O, ihr kleinen Lichterlein,
Eure alten Geschichtelein
Wecken meine Pein;
Tief im Herzen regt es sich,
Und mit Tränen fragt es sich:
„Was wird nunmehr sein?“

Morris Rosenfeld zeigt uns, dass Chanukka für Jüdinnen und Juden oft eine Feier des Überlebens „trotz allem“ ist.
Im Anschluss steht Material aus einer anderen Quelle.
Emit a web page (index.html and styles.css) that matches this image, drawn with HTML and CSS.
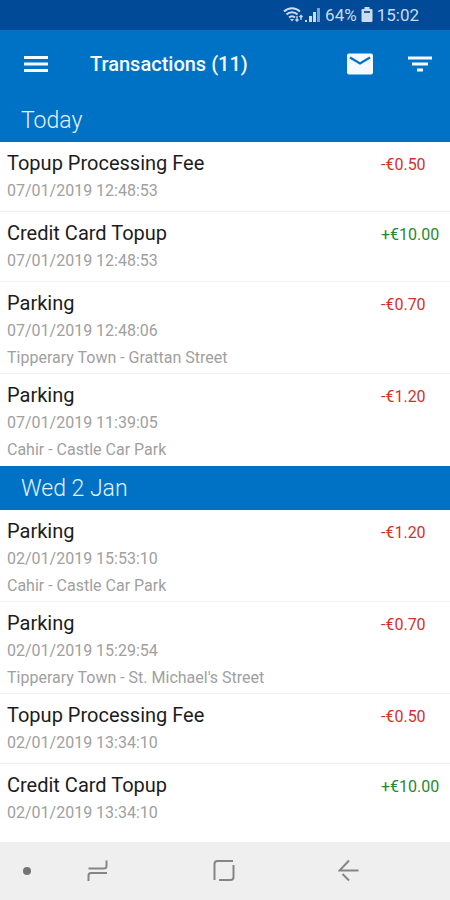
FILE: index.html
```html
<!DOCTYPE html>
<html lang="en">

<head>
    <meta charset="UTF-8">
    <meta name="viewport" content="width=device-width, initial-scale=1.0">
    <title>Transactions</title>
    <link rel="stylesheet" href="styles.css">
</head>

<body>

    <div class="status-bar">
        <svg class="wifi" width="21" height="18" viewBox="0 0 21 18" fill="none" stroke="currentColor" stroke-width="2">
            <path d="M1 5.500C5.500 1 12.500 1 17 5.500M3.500 8.500C6.500 5.500 11.500 5.500 14.500 8.500M6 11.500C8 9.800 10 9.800 12 11.500" />
            <path d="M7 13L9 15.500L11 13Z" fill="currentColor" stroke="none" />
            <path d="M14 10V15M12.500 13.500L14 15L15.500 13.500M18 14V9.500M16.500 11L18 9.500L19.500 11" stroke-width="1.300" />
        </svg>
        <svg class="signal" width="17" height="18" viewBox="0 0 17 18" fill="currentColor">
            <path d="M1 14h2v2H1zM5 10h3v6H5zM9 6h3v10H9z" />
            <path d="M13 2h3v14h-3z" opacity="0.6" />
        </svg>
        <span>64%</span>
        <svg class="battery" width="12" height="18" viewBox="0 0 12 18" fill="currentColor">
            <path d="M3.500 1h5v2H10.500a1 1 0 0 1 1 1V15a1 1 0 0 1-1 1H1.500a1 1 0 0 1-1-1V4a1 1 0 0 1 1-1H3.500z" />
            <path d="M3 5h6v2H3z" fill="#27599f" />
        </svg>
        <span>15:02</span>
    </div>

    <header class="app-bar">
        <button type="button" aria-label="Menu">
            <svg width="24" height="18" viewBox="0 0 24 18" fill="currentColor">
                <path d="M0 1h24v3H0zM0 7.500h24v3H0zM0 14h24v3H0z" />
            </svg>
        </button>
        <h1>Transactions (11)</h1>
        <button type="button" aria-label="Messages">
            <svg width="26" height="22" viewBox="0 0 26 22">
                <rect x="0" y="0.500" width="26" height="21" rx="2" fill="currentColor" />
                <path d="M3 4.500L13 10.500L23 4.500" fill="none" stroke="#0072c6" stroke-width="2.200" />
            </svg>
        </button>
        <button type="button" aria-label="Filter">
            <svg width="24" height="16" viewBox="0 0 24 16" fill="currentColor">
                <path d="M0 0.500h24v3H0zM4 6.500h16v3H4zM9 12.500h6v3H9z" />
            </svg>
        </button>
    </header>

    <main>
        <h2>Today</h2>
        <ul>
            <li>
                <div class="details">
                    <h3>Topup Processing Fee</h3>
                    <p>07/01/2019 12:48:53</p>
                </div>
                <span class="amount debit">-€0.50</span>
            </li>
            <li>
                <div class="details">
                    <h3>Credit Card Topup</h3>
                    <p>07/01/2019 12:48:53</p>
                </div>
                <span class="amount credit">+€10.00</span>
            </li>
            <li>
                <div class="details">
                    <h3>Parking</h3>
                    <p>07/01/2019 12:48:06</p>
                    <p class="place">Tipperary Town - Grattan Street</p>
                </div>
                <span class="amount debit">-€0.70</span>
            </li>
            <li>
                <div class="details">
                    <h3>Parking</h3>
                    <p>07/01/2019 11:39:05</p>
                    <p class="place">Cahir - Castle Car Park</p>
                </div>
                <span class="amount debit">-€1.20</span>
            </li>
        </ul>

        <h2>Wed 2 Jan</h2>
        <ul>
            <li>
                <div class="details">
                    <h3>Parking</h3>
                    <p>02/01/2019 15:53:10</p>
                    <p class="place">Cahir - Castle Car Park</p>
                </div>
                <span class="amount debit">-€1.20</span>
            </li>
            <li>
                <div class="details">
                    <h3>Parking</h3>
                    <p>02/01/2019 15:29:54</p>
                    <p class="place">Tipperary Town - St. Michael's Street</p>
                </div>
                <span class="amount debit">-€0.70</span>
            </li>
            <li>
                <div class="details">
                    <h3>Topup Processing Fee</h3>
                    <p>02/01/2019 13:34:10</p>
                </div>
                <span class="amount debit">-€0.50</span>
            </li>
            <li>
                <div class="details">
                    <h3>Credit Card Topup</h3>
                    <p>02/01/2019 13:34:10</p>
                </div>
                <span class="amount credit">+€10.00</span>
            </li>
        </ul>
    </main>

    <nav class="system-nav">
        <span class="dot"></span>
        <div class="keys">
            <button type="button" aria-label="Recent apps">
                <svg width="22" height="24" viewBox="0 0 22 24">
                    <path d="M1.500 9.500H17Q19.500 9.500 19.500 7V1.500M20 14H4Q1.500 14 1.500 16.500V22" />
                </svg>
            </button>
            <button type="button" aria-label="Home">
                <svg width="22" height="24" viewBox="0 0 22 24">
                    <path d="M1.500 21V5Q1.500 2 4.500 2H20M20.500 6V18Q20.500 21 17.500 21H6" />
                </svg>
            </button>
            <button type="button" aria-label="Back">
                <svg width="22" height="24" viewBox="0 0 22 24">
                    <path d="M11 1.500L1.500 11.500H20.500M4.500 15L11 21.500" />
                </svg>
            </button>
        </div>
    </nav>

</body>

</html>
```

FILE: styles.css
```css
* {
    box-sizing: border-box;
}

body {
    display: flex;
    flex-direction: column;
    min-height: 100vh;
    margin: 0;
    background-color: #ffffff;
    color: #1c1c1c;
    font-family: Roboto, sans-serif;
}

h1,
h2,
h3,
p,
ul {
    margin: 0;
    padding: 0;
    font-weight: 400;
}

button {
    display: flex;
    padding: 0;
    border: none;
    background: none;
    color: inherit;
    cursor: pointer;
}

svg {
    display: block;
}

/* Phone status bar */
.status-bar {
    display: flex;
    align-items: center;
    justify-content: flex-end;
    height: 30px;
    padding-right: 31px;
    background-color: #004a97;
    color: #c9dcf2;
    font-size: 17px;
}

.signal {
    margin-right: 4px;
}

.battery {
    margin: 0 4px;
}

.app-bar {
    display: flex;
    align-items: center;
    height: 68px;
    padding: 0 18px 0 24px;
    background-color: #0072c6;
    color: #f4faff;
}

.app-bar h1 {
    flex: 1;
    margin-left: 42px;
    font-size: 20px;
    font-weight: 500;
}

.app-bar button + button {
    margin-left: 35px;
}

h2 {
    padding: 2px 21px 0;
    background-color: #0072c6;
    color: #e4f1fc;
    font-size: 23px;
    font-weight: 300;
    line-height: 42px;
}

/* Transaction rows */
ul {
    list-style: none;
}

li {
    display: flex;
    min-height: 70px;
    padding: 7px 7px 2px;
    border-bottom: 1px solid #f1f1f1;
}

li:last-child {
    border-bottom-color: transparent;
}

.details {
    flex: 1;
}

h3 {
    font-size: 20px;
    line-height: 28px;
}

p {
    color: #a0a0a0;
    font-size: 16px;
    line-height: 28px;
}

.place {
    line-height: 26px;
}

.amount {
    width: 62px;
    font-size: 16px;
    line-height: 32px;
}

.debit {
    color: #d32f2f;
}

.credit {
    color: #1f8a2b;
}

/* Phone navigation keys */
.system-nav {
    display: flex;
    align-items: center;
    height: 58px;
    margin-top: auto;
    padding: 0 90px 0 23px;
    background-color: #efefef;
}

.keys {
    display: flex;
    flex: 1;
    justify-content: space-between;
    margin-left: 56px;
}

.system-nav svg {
    fill: none;
    stroke: #858585;
    stroke-width: 2;
}

.dot {
    width: 8px;
    height: 8px;
    border-radius: 50%;
    background-color: #757575;
}
```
Für die nicht-jüdische Mehrheitsgesellschaft in Deutschland bietet dieses Gedicht einen Schlüssel zum Verständnis einer tief sitzenden Wachsamkeit: Die Lichter im Fenster sind nicht nur festlicher Schmuck, sie sind ein trotziges Signal der Existenz in einer oft feindlichen Umgebung.
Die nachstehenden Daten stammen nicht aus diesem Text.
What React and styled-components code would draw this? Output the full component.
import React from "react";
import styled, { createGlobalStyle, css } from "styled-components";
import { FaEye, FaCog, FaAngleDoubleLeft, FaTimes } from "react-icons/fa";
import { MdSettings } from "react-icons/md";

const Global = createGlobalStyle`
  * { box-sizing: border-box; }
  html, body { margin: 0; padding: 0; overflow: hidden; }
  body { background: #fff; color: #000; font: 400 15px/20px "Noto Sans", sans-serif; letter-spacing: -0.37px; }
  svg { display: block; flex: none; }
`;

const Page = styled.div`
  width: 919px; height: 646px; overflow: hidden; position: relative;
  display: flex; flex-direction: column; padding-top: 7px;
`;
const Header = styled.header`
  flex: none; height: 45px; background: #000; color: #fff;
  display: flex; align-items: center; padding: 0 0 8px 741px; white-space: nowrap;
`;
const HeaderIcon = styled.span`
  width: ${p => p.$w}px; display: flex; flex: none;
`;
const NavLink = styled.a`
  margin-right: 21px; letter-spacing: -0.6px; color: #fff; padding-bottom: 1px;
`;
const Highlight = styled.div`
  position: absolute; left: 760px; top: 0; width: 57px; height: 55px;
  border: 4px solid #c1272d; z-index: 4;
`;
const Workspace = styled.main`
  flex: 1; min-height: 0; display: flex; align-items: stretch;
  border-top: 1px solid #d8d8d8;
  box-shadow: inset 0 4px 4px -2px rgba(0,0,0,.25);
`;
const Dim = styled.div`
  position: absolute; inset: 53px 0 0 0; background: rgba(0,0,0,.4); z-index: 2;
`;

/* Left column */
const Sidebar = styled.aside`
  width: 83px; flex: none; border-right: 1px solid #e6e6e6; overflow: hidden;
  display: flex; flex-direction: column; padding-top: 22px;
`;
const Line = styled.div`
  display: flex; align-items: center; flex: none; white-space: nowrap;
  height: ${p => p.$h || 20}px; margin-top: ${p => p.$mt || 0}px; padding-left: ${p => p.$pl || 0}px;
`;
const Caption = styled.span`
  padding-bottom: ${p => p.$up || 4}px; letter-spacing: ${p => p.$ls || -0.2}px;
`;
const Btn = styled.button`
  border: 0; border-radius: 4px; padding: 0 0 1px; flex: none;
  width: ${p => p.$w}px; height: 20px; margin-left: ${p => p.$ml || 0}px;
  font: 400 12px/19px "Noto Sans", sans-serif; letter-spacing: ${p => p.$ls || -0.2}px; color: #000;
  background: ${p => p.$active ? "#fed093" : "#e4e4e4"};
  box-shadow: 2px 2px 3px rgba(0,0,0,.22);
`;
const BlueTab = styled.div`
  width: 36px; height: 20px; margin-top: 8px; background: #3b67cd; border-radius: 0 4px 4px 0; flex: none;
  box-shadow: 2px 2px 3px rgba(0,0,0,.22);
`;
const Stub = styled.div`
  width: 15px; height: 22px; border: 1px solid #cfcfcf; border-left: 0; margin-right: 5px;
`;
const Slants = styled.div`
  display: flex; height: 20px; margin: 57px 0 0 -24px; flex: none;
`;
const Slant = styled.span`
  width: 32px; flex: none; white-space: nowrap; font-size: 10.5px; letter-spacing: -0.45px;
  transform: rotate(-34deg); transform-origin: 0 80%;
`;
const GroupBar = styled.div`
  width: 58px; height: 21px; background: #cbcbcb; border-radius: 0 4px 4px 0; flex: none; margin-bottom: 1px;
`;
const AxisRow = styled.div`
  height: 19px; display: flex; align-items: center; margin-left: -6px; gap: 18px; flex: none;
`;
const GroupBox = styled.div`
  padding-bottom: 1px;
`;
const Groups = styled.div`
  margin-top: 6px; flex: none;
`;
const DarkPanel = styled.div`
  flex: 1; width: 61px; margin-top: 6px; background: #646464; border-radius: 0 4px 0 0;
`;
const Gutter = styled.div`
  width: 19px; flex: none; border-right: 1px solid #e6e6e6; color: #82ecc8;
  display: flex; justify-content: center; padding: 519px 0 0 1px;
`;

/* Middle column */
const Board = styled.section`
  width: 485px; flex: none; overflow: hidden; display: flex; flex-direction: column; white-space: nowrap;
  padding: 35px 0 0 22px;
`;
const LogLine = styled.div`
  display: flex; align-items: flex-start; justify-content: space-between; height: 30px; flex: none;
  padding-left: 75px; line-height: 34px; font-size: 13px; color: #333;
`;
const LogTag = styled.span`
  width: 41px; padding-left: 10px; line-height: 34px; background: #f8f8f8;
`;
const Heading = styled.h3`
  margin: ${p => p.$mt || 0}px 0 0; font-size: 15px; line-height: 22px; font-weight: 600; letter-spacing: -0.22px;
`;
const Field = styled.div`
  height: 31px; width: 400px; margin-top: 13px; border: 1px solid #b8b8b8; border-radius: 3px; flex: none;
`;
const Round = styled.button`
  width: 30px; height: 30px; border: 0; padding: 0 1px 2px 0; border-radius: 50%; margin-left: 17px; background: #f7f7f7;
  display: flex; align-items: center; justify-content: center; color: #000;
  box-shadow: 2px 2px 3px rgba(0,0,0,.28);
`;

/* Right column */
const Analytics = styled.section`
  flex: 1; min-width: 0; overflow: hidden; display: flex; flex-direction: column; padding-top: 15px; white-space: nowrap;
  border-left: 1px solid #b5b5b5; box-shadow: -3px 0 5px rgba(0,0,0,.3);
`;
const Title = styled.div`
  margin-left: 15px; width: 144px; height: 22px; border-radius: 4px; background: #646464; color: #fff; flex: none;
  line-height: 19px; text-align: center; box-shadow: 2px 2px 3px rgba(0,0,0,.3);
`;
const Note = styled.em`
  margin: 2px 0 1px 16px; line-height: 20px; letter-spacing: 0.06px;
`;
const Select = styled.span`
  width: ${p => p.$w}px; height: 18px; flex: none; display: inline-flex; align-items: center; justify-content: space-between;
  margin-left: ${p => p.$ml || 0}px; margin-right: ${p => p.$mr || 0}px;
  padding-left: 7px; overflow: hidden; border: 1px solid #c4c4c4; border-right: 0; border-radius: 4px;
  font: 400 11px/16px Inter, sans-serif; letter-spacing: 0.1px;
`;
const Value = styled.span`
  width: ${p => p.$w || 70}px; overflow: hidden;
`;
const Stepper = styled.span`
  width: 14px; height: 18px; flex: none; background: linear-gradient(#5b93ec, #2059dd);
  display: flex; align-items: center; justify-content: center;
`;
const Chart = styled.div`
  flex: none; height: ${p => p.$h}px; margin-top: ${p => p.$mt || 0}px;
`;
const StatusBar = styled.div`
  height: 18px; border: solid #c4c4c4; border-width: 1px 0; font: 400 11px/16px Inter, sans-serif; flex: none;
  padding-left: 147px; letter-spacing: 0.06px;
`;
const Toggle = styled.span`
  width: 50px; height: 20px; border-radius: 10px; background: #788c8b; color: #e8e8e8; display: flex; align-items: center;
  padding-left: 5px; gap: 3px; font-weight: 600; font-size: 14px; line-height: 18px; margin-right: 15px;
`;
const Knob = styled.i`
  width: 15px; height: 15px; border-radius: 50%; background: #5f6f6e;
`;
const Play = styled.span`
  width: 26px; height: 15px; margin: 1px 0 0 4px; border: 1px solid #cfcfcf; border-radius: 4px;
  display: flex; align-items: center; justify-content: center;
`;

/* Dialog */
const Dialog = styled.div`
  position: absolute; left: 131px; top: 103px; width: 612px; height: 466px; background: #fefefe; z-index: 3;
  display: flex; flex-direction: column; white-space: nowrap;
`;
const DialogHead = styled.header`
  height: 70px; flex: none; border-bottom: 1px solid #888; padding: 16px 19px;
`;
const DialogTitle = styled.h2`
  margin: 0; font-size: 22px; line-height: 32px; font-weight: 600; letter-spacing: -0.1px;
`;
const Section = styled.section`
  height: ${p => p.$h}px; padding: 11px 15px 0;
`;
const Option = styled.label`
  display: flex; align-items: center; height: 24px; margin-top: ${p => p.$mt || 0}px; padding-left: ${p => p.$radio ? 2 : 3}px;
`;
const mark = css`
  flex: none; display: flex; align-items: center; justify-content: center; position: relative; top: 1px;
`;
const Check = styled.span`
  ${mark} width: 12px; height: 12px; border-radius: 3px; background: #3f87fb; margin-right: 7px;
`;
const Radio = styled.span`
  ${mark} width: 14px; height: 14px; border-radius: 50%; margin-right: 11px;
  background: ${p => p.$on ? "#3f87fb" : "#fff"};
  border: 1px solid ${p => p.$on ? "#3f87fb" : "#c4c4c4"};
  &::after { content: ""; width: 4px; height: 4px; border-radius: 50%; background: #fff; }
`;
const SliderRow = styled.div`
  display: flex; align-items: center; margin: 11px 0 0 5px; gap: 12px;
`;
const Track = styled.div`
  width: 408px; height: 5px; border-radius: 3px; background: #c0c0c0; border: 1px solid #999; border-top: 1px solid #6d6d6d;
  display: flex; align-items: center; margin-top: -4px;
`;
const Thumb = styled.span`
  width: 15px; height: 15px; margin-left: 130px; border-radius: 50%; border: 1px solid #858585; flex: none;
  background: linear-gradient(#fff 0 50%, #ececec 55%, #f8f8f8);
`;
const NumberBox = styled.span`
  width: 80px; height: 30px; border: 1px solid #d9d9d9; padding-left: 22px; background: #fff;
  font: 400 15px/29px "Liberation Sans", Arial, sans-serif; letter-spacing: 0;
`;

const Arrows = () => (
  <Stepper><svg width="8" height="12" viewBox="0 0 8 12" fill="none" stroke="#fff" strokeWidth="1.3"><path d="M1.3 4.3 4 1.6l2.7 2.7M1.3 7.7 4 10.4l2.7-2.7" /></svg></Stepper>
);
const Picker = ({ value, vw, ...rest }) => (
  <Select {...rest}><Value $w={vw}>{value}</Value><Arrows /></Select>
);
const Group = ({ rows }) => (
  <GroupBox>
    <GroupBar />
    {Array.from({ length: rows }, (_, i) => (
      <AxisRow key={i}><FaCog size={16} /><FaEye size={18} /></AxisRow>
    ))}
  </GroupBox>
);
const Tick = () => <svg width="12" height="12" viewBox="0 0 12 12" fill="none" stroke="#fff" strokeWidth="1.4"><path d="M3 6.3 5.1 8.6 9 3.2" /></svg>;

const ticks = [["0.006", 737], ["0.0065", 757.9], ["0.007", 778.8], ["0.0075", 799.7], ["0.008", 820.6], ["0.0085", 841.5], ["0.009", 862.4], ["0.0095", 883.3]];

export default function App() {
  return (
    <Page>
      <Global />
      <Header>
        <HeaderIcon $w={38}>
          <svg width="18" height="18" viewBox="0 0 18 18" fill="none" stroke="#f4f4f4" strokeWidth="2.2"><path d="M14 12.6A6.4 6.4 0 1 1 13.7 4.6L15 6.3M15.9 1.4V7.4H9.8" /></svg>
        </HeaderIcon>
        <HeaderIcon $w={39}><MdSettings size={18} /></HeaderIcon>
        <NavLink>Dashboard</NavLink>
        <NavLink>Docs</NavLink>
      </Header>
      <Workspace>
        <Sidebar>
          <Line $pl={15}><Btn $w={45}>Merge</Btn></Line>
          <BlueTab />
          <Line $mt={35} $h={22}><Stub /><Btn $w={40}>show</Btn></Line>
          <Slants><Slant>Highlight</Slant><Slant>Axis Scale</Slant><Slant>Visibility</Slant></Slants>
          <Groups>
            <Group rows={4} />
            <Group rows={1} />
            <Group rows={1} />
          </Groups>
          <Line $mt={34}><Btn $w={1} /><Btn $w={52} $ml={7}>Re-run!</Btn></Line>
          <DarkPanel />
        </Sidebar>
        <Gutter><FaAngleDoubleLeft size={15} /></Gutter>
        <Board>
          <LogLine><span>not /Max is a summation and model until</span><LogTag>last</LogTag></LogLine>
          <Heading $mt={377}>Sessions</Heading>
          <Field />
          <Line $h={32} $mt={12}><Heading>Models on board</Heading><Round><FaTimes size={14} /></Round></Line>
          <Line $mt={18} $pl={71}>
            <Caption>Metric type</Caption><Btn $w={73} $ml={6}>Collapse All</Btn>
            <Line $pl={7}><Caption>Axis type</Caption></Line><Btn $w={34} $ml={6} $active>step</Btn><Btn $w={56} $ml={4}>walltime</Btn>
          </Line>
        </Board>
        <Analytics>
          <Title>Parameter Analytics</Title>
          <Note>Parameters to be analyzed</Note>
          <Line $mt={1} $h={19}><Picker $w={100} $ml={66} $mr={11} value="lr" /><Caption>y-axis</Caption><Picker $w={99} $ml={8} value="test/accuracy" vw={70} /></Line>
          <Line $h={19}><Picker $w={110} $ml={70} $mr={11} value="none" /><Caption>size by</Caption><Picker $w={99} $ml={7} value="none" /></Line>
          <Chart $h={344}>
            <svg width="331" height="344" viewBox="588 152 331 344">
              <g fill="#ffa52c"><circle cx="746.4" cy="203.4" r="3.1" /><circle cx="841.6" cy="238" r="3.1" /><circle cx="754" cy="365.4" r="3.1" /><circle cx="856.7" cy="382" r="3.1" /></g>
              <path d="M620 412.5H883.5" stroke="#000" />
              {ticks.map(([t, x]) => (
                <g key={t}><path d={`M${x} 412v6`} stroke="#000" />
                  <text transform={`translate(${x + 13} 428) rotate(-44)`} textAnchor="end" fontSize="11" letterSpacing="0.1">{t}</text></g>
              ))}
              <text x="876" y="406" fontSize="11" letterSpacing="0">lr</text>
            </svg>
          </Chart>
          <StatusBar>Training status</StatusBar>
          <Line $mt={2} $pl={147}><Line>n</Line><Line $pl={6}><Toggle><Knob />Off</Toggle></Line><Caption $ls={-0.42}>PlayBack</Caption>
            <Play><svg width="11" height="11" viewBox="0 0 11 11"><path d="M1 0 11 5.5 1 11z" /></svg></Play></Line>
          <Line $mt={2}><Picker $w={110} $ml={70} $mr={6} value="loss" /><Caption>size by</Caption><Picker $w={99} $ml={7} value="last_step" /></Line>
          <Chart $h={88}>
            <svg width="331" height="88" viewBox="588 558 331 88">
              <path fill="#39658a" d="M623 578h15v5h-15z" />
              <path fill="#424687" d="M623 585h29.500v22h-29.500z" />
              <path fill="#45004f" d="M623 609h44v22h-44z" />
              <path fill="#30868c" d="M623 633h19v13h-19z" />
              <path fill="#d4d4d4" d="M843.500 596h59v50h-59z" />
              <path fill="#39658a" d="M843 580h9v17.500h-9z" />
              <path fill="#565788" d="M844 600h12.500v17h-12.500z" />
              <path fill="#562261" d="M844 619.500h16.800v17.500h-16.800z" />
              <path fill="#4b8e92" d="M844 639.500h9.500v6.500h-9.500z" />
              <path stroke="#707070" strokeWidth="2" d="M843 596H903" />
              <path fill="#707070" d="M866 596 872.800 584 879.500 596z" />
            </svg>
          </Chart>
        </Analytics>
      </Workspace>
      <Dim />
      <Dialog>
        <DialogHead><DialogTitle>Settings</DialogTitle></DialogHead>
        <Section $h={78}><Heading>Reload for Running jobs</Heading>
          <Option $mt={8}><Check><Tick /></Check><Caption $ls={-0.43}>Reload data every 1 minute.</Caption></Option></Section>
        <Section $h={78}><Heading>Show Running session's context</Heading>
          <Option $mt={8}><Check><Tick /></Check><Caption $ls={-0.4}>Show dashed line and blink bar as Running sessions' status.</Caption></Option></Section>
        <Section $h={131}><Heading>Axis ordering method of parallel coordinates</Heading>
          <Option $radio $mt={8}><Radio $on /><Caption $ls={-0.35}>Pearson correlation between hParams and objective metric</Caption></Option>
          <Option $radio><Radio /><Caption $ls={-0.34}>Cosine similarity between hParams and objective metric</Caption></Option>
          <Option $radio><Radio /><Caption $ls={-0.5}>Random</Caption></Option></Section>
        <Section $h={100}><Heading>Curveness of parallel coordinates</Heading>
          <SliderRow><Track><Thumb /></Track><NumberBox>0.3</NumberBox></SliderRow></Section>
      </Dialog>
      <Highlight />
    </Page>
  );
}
Die Chanukkia von Rosi Rachel Posner in Kiel, 1932

Siehe dazu ausführlicher:
https://plus.ahavta.com/i/94138783/chanukka-das-licht-ist-starker

Die letzte Strophe – „Was wird nun aus uns werden?“ – darf uns nicht ruhen lassen. Im späten 19. Jahrhundert trieb diese Frage Menschen in die Emigration oder ließ sie vom Zionismus träumen, weil Europa keine Antwort gab. Heute, im Jahr 2025, wird diese Frage wieder auf deutschen Straßen gestellt, leise in Wohnzimmern und laut in Statistiken, die von Hass und Bedrohung zeugen.​

Es kann nicht nur an einzelnen liegen, die Antwort auf Rosenfelds bange Frage neu zu schreiben. Das historische „Nirgendwohin“ darf sich nicht wiederholen. Empathie bedeutet hier nicht nur, „Frohes Chanukka“ zu wünschen, sondern zu begreifen, dass hinter dem Licht der Kerzen oft der Schatten einer traumatischen Geschichte lauert – und die reale Angst, dass diese Geschichte noch nicht zu Ende ist. Unsere Aufgabe ist es, die Dunkelheit um diese Lichter herum so hell zu machen, dass die Frage nach der Sicherheit überflüssig wird.

Meditationsfrage:

Wo stehe ich – mit meinen Worten, meinem Schweigen, meinen Entscheidungen – in Bezug auf die Frage „Was wird nun aus uns werden?“ Trage ich dazu bei, dass jüdisches Leben hier sicherer werden kann, oder verlasse ich mich darauf, dass „andere“ sich darum kümmern?